According to satellite data, Nora’s winds reached 295km/h. At this stage, the ocean becomes like a living thing, tearing from itself great jagged masses of blue-black water and heaping them, one atop the other, into waves the size of houses. With visibility nil, manning the cockpit would have been pointless.
And so the men must have crammed below decks, bracing themselves as the boat moaned and cracked, straining at its seams. According to John Hooker, the hatch on the cabin was never properly watertight. “With the waves coming over the top, there would have been water pouring in,” he says.
“There was a bilge pump, but it wasn’t designed to deal with a cyclone.” And besides, who would have been able to man it? “They would have been tossed around in there like crazy, unless they’d strapped themselves into their bunks.”
At some point, the boat probably capsized, but whether it righted itself would have depended on the keel; if it had been torn from the hull, the yacht would have remained upside down, with the men trapped inside. There may have been air caught in the cabin, but the Southern Maid’s weight, all 30 tonnes of it, would have dragged the boat down regardless. “It would have been bedlam,” Hooker says. “Five terrified guys, helpless.”
“He must have been so scared,” Lewis tells me. Ramsay-McCoach agrees. “The worst way in the world would be to drown. I can’t even conceive of it.”

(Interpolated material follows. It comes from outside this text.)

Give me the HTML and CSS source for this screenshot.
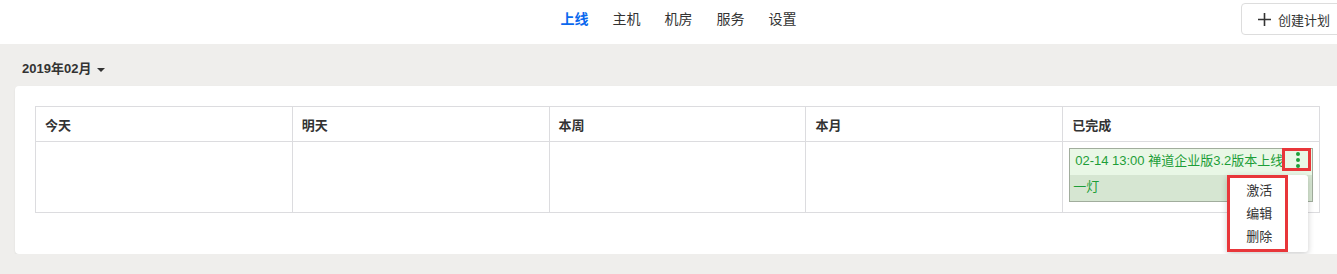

Ramsay-McCoach has always made a point of talking to her children about Sid. “It’s my way of keeping his memory alive,” she says. In 2022, her youngest son, Hunter, made a short movie, based on Sid’s disappearance, as his final work at film school. The film splices video that Ramsay-McCoach shot of her sons growing up with old Super8 footage that Sid took on his trip from Townsville to Rabaul. Over the top is Ramsay-McCoach’s voice: “I wonder if we are how he wanted us to be? Or who he thought we were.”
For the movie’s epigraph, Hunter chose a quote from the American poet, Major Jackson. “I have not disappeared,” it reads. “The boulevard is full of my steps. The sky is full of my thinking.”